If there are specific datasets you'd be interested in seeing, let us know and we'll see what we can do.
Public data is good! I have used their book text data on two projects to generate common ngrams. These newly released data sets look useful and using BigQuery is reasonable if you just need parts of data sets.
Amazon does something similar: keeping useful data in S3 for cheap access when running on AWS.
That’s literally a standard database size, and can be easily done with any postgres install.
All of that data combined can be stored and quickly queried on just 10 dedicated servers, for an overall price of 200€/month.
And with "all" I mean "all 20TB".
And with "quickly" I mean "faster than a network request to Google".
________________
Due to rate limiting, I can't answer you at the moment, vgt. So my answer will happen here, inline:
> Well, like this:
> If someone wants to decide if they want to build a business on bigquery, they want to evaluate it's performance on an average data set before for free.
> Assuming the test data is thought for similar cases it has to be of similar size to the average dataset used with BigQuery.
What you just did isn't how data is usually processed — a single 8GB JSON never occurs in real life cases, except maybe as transitional medium while you migrate from one database to another.
In most cases, you'll have it stored in a relational or graph database, easily accessible.
Especially in the sciences.
But sure, I can go through the data and tell you the amount of cats with specific properties, or similar.

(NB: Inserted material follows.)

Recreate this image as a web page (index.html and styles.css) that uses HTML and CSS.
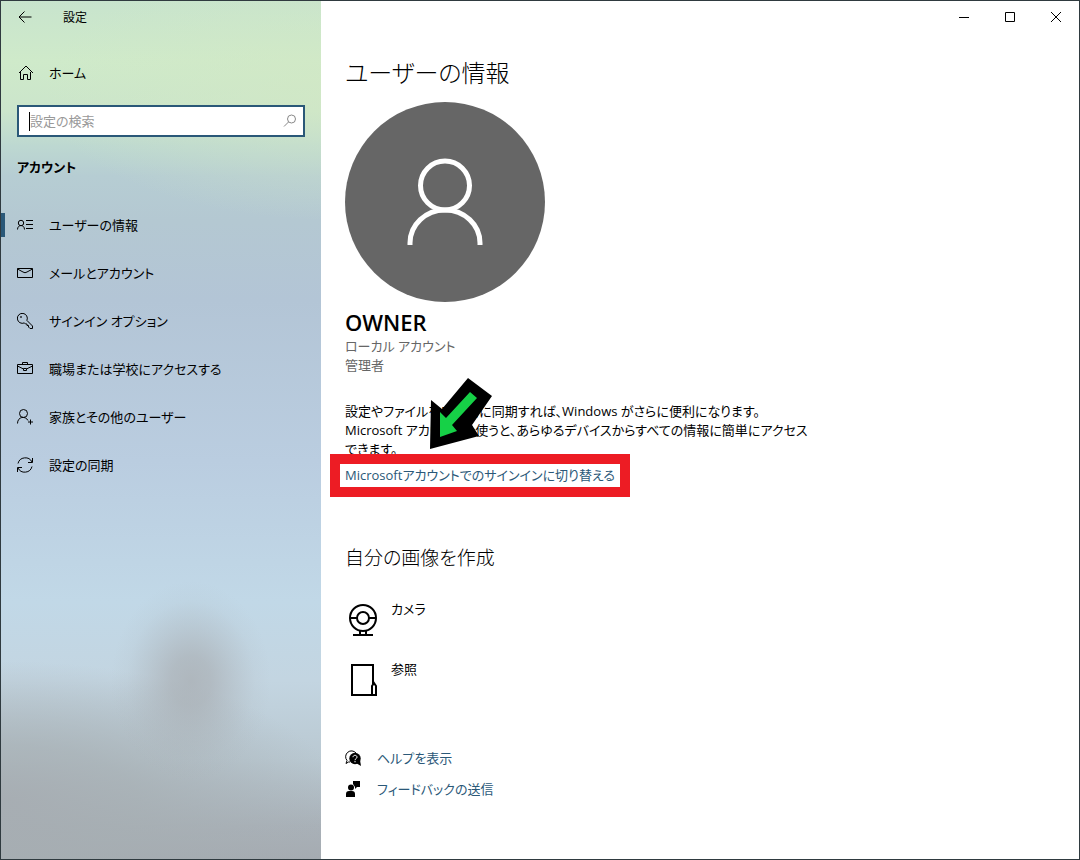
FILE: index.html
```html
<!DOCTYPE html>
<html lang="ja">
<head>
    <meta charset="UTF-8">
    <meta name="viewport" content="width=device-width, initial-scale=1">
    <title>設定</title>
    <link rel="stylesheet" href="styles.css">
</head>
<body>
    <div class="window">
        <aside class="sidebar">
            <header class="title-bar">
                <button class="back" type="button" aria-label="戻る">
                    <svg width="14" height="12" viewBox="0 0 14 12"><path d="M6.5 0.5L1 6l5.500 5.500M1 6h12.500"/></svg>
                </button>
                <span class="app-title">設定</span>
            </header>

            <a class="nav-link home" href="#home">
                <svg width="16" height="16" viewBox="0 0 16 16"><path d="M2 8l7-7 7 7M3.500 7v7.500h3v-5h4v5h3V7"/></svg>
                ホーム
            </a>

            <label class="search">
                <input type="text" placeholder="設定の検索" aria-label="設定の検索">
                <svg width="14" height="14" viewBox="0 0 14 14"><circle cx="8.500" cy="5" r="4"/><path d="M5.500 8L1 12.500"/></svg>
            </label>

            <h2 class="section-title">アカウント</h2>

            <nav class="nav">
                <a class="nav-link active" href="#info">
                    <svg width="16" height="16" viewBox="0 0 16 16"><circle cx="4" cy="6" r="2.700"/><path d="M0.500 12.500c0-5.300 7-5.300 7 0M9 3.500h7M9 7.500h7M9 11.500h7"/></svg>
                    ユーザーの情報
                </a>
                <a class="nav-link" href="#mail">
                    <svg width="16" height="16" viewBox="0 0 16 16"><path d="M0.500 3.500h15v9H0.500zM0.500 4L6 7q2 1.500 4 0l5.500-3"/></svg>
                    メールとアカウント
                </a>
                <a class="nav-link" href="#signin">
                    <svg width="16" height="16" viewBox="0 0 16 16"><path d="M9.900 7.400a5 5 0 1 0-2.500 2.500l1.100 1.100h1.500v1.500h1.500V14l1.500 1.500h2.500V13z"/><circle cx="4" cy="4" r="0.500"/></svg>
                    サインイン オプション
                </a>
                <a class="nav-link" href="#work">
                    <svg width="16" height="16" viewBox="0 0 16 16"><path d="M0.500 3.500h15v9H0.500zM5.500 3.500v-2h5v2M0.500 5l6 3M9.500 8l6-3M6.500 7.500h3v2h-3z"/></svg>
                    職場または学校にアクセスする
                </a>
                <a class="nav-link" href="#family">
                    <svg width="16" height="16" viewBox="0 0 16 16"><circle cx="6.500" cy="4.500" r="4"/><path d="M0.500 14.500c0-7 8-8 10.500-3M13.500 10.500v5M11 13h5"/></svg>
                    家族とその他のユーザー
                </a>
                <a class="nav-link" href="#sync">
                    <svg width="16" height="16" viewBox="0 0 16 16"><path d="M1 6.500a7.500 7.500 0 0 1 14-1.500M15.500 1v4.500H11M15 9.500a7.500 7.500 0 0 1-14 1.500M0.500 15v-4.500H5"/></svg>
                    設定の同期
                </a>
            </nav>
        </aside>

        <main class="main">
            <div class="window-controls">
                <button type="button" aria-label="最小化">
                    <svg width="10" height="10" viewBox="0 0 10 10"><path d="M0 5.500h10"/></svg>
                </button>
                <button type="button" aria-label="最大化">
                    <svg width="10" height="10" viewBox="0 0 10 10"><path d="M0.500 0.500h9v9h-9z"/></svg>
                </button>
                <button type="button" aria-label="閉じる">
                    <svg width="10" height="10" viewBox="0 0 10 10"><path d="M0 0l10 10M10 0L0 10"/></svg>
                </button>
            </div>

            <div class="content">
                <h1>ユーザーの情報</h1>
                <svg class="avatar" width="200" height="200" viewBox="0 0 200 200">
                    <circle class="avatar-bg" cx="100" cy="100" r="100"/>
                    <circle cx="100" cy="83.500" r="24.500"/>
                    <path d="M65 143v-2a35 33 0 0 1 70 0v2"/>
                </svg>
                <p class="user-name">OWNER</p>
                <p class="user-type">ローカル アカウント<br>管理者</p>

                <div class="account">
                    <p>設定やファイルを自動的に同期すれば、Windows がさらに便利になります。<br>
                    Microsoft アカウントを使うと、あらゆるデバイスからすべての情報に簡単にアクセス<br>
                    できます。</p>
                    <a class="link switch-link" href="#switch">Microsoftアカウントでのサインインに切り替える</a>
                    <svg class="arrow" width="62" height="72" viewBox="0 0 62 72">
                        <path class="arrow-edge" d="M38 0L62 18L42 47L49 58L0 71L1 22L12 31z"/>
                        <path class="arrow-fill" d="M40 14L47 20L22 47L27 53L10 59V34L16 40z"/>
                    </svg>
                </div>

                <h2>自分の画像を作成</h2>
                <div class="pictures">
                    <button type="button">
                        <svg width="36" height="40" viewBox="0 0 36 40"><circle cx="18" cy="18" r="13"/><circle cx="18" cy="18" r="6"/><path d="M5 18h7M24 18h7M15 30v5M21 30v5M8 35h20"/></svg>
                        カメラ
                    </button>
                    <button type="button">
                        <svg width="36" height="40" viewBox="0 0 36 40"><path d="M28 24V5H7v30h21M27 35V26l2-3 2 3v9z"/></svg>
                        参照
                    </button>
                </div>

                <div class="support">
                    <a class="link" href="#help">
                        <svg width="16" height="16" viewBox="0 0 16 16"><path class="line" d="M5 12H3.500L1 13.500l1-3A5 5 0 1 1 11 3"/><circle cx="10" cy="8.500" r="5.700"/><path d="M11 13l5 3-1-6z"/><path class="mark" d="M8 7.200c0-2.500 4-2.500 4 0 0 1.500-2 1.300-2 3M10 11v1.300"/></svg>
                        ヘルプを表示
                    </a>
                    <a class="link" href="#feedback">
                        <svg width="16" height="16" viewBox="0 0 16 16"><circle cx="6" cy="6.500" r="3"/><path d="M1 16v-3q0-3 3-3h3q3 0 3 3v3zM8 0h7v6h-3l-2 2V6L8 3z"/></svg>
                        フィードバックの送信
                    </a>
                </div>
            </div>
        </main>
    </div>
</body>
</html>
```
FILE: styles.css
```css
/* General Styles */
* {
  box-sizing: border-box;
}

body {
  margin: 0;
  font-family: "Open Sans", "Noto Sans CJK JP", sans-serif;
  font-size: 13px;
  line-height: 19px;
  font-feature-settings: "palt";
  color: #000;
}

h1, h2, p {
  margin: 0;
}

h1 {
  font-weight: 300;
}

a {
  color: inherit;
  text-decoration: none;
}

button {
  padding: 0;
  border: none;
  background: none;
  color: inherit;
  font: inherit;
  font-feature-settings: inherit;
}

svg {
  flex: none;
  fill: none;
  stroke: #000;
}

.window {
  display: flex;
  min-height: 100vh;
  border: 1px solid #2f3a3f;
  background: #fff;
}

/* Sidebar */
.sidebar {
  flex: 0 0 320px;
  background:
    radial-gradient(ellipse 80px 100px at 190px 680px, rgba(166, 170, 174, 0.7), rgba(166, 170, 174, 0.6) 25%, rgba(166, 170, 174, 0.3) 55%, rgba(166, 170, 174, 0.08) 80%, transparent),
    radial-gradient(ellipse 340px 140px at 0 800px, rgba(166, 172, 177, 0.9), rgba(166, 174, 178, 0.7) 40%, rgba(166, 174, 178, 0.35) 70%, transparent),
    radial-gradient(ellipse 300px 130px at 340px 90px, rgba(210, 232, 196, 0.7), transparent),
    linear-gradient(#c8e4cd 0, #cfeaca 60px, #cbe5cb 110px, #bdd8d1 145px, #b6cdd3 175px, #b4c8d2 220px, #b3c5d6 300px, #bacde0 460px, #c1d8e7 600px, #c3d5e1 680px, #b9c8d1 760px, #a9b1b8 825px, #a5abb1 100%);
}

.title-bar {
  display: flex;
  align-items: center;
  height: 32px;
}

.back {
  display: flex;
  justify-content: center;
  width: 48px;
}

.app-title {
  padding-left: 14px;
  font-size: 12px;
}

.nav-link {
  display: flex;
  align-items: center;
  gap: 16px;
  height: 48px;
  padding: 0 16px;
}

.home {
  margin-top: 16px;
}

.search {
  display: flex;
  align-items: center;
  height: 32px;
  margin: 8px 16px 20px;
  padding: 0 6px 0 10px;
  border: 2px solid #2a5878;
  background: #fff;
}

.search input {
  flex: 1;
  min-width: 0;
  height: 19px;
  padding: 0;
  border: none;
  border-left: 1px solid #000;
  outline: none;
  font: inherit;
  font-feature-settings: inherit;
}

.search input::placeholder {
  color: #999;
}

.search svg {
  stroke: #888;
}

.section-title {
  margin: 0 16px 24px;
  font-size: 13px;
  font-weight: 700;
  line-height: 20px;
}

.active {
  padding-left: 0;
}

.active::before {
  content: "";
  width: 4px;
  height: 24px;
  margin-right: -4px;
  background: #2a5878;
}

/* Window buttons */
.main {
  flex: 1;
  min-width: 0;
}

.window-controls {
  display: flex;
  justify-content: flex-end;
}

.window-controls button {
  display: flex;
  align-items: center;
  justify-content: center;
  width: 46px;
  height: 32px;
}

/* Content */
.content {
  padding: 22px 24px 24px;
}

h1 {
  font-size: 24px;
  line-height: 36px;
}

.avatar {
  display: block;
  margin-top: 11px;
  stroke: #fff;
  stroke-width: 5;
}

.avatar-bg {
  fill: #666;
  stroke: none;
}

.user-name {
  margin-top: 5px;
  font-size: 22px;
  font-weight: 600;
  line-height: 30px;
}

.user-type {
  color: #666;
}

.account {
  position: relative;
  margin-top: 27px;
  white-space: nowrap;
}

.link {
  color: #2a5878;
}

.switch-link {
  position: relative;
  display: inline-block;
  margin-top: 5px;
  line-height: 22px;
}

/* Red frame and arrow drawn over the text */
.switch-link::after {
  content: "";
  position: absolute;
  inset: -10px -15px -11px -15px;
  border: 10px solid #ed1c24;
}

.arrow {
  position: absolute;
  top: -24px;
  left: 85px;
  stroke: none;
}

.arrow-edge {
  fill: #000;
}

.arrow-fill {
  fill: #16d147;
}

.content h2 {
  margin-top: 58px;
  font-size: 19px;
  font-weight: 300;
  line-height: 28px;
}

.pictures {
  display: grid;
  justify-items: start;
  gap: 20px;
  margin-top: 28px;
}

.pictures button {
  display: flex;
  gap: 10px;
}

.pictures svg {
  stroke-width: 2;
}

.support {
  display: grid;
  justify-items: start;
  gap: 11px;
  margin-top: 48px;
}

.support .link {
  display: flex;
  align-items: center;
  gap: 16px;
  line-height: 20px;
}

.support svg {
  fill: #000;
  stroke: none;
}

.support .line {
  fill: none;
  stroke: #000;
}

.support .mark {
  fill: none;
  stroke: #fff;
}
```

I personally use pgsql currently to analyse data from Android crash reports.
Like, "list me all exceptions which have reports from more than 50 uniqie users which do not all use Samsung phones"
Or, my favourite, as I store for each report the exception, for which I store the stack trace elements, for which I store methods, files, lines of files and classes,
Show me a breakdown of operating systems of users affected by exceptions occuring in this method which have sent more than 40 fatal crashes each in the past month.
It manages that faster than just the latency to bigquery would be — 18ms over a test dataset of several gigabyte by now.
________________
Seriously, @dang, can you maybe consider deactivating downvotes unless people also post a comment explaining why they consider a comment not constructive?
Getting mass downvotes within of seconds of posting is very annoying, and just destroys the discussion culture.
> It manages that faster than just the latency to bigquery would be — 18ms over a test dataset of several gigabyte by now.
Yes!!! Exactly! That's the whole point. If something is taking you less than a second, don't bring BigQuery into the mix. But when you start hitting processes that take hours or days to run... try BigQuery. Going from hours to seconds changes your life.
> I personally use pgsql currently to analyse data from Android crash reports.
> If something is taking you less than a second, don't bring BigQuery into the mix. But when you start hitting processes that take hours or days to run... try BigQuery
But that's my entire point? Why are all the test datasets small enough to be faster in pgsql than the latency to Google would take?
I mean, if I wanted to showcase my software, I'd use a huge dataset with a complex problem — say protein folding, or superconductor molecular analysis — and show it in comparison on bigquery and a standard local database.
Although these two examples are bad, as I know from my university that they can be solved in the same time for less money locally than by using bigquery
Look... if you don't have problems that take hours to solve in your current environment, you haven't found big data problems (yet). And that's OK. Not everyone works with big data.
But if one day you do, please ping me, it will be fun to do a follow up.
This narrative gets repeated time and time again, and it really doesn't hold up to even surface debate:
- Google TI and Cloud merged. Same teams. Per Urs Holzle in Jan2014
- Just last week Sundar (CEO), Eric Schmidt (chairman), Jeff Dean, Urs Holzle, and Diane were on stage talking about how they spent $10 billion last year investing in infrastructure and how serious Google is about cloud (https://www.youtube.com/watch?v=HgWHeT_OwHc&list=PLIivdWyY5s...)
- In many cases, publically available technologies are actually replacing internal technologies (BigQuery and Dremel, Dataflow and FlumeJava/Millwheel for example).
- Disney, Coca Cola, Snapchat, Spotify, Home Depot are just some of the customers running on Google Cloud. It'd be very foolish to abandon these.
Covered in Wired: http://www.wired.com/2008/01/google-to-provi/
Update: And the shutdown article, 11 months later: http://www.wired.com/2008/12/googlescienceda/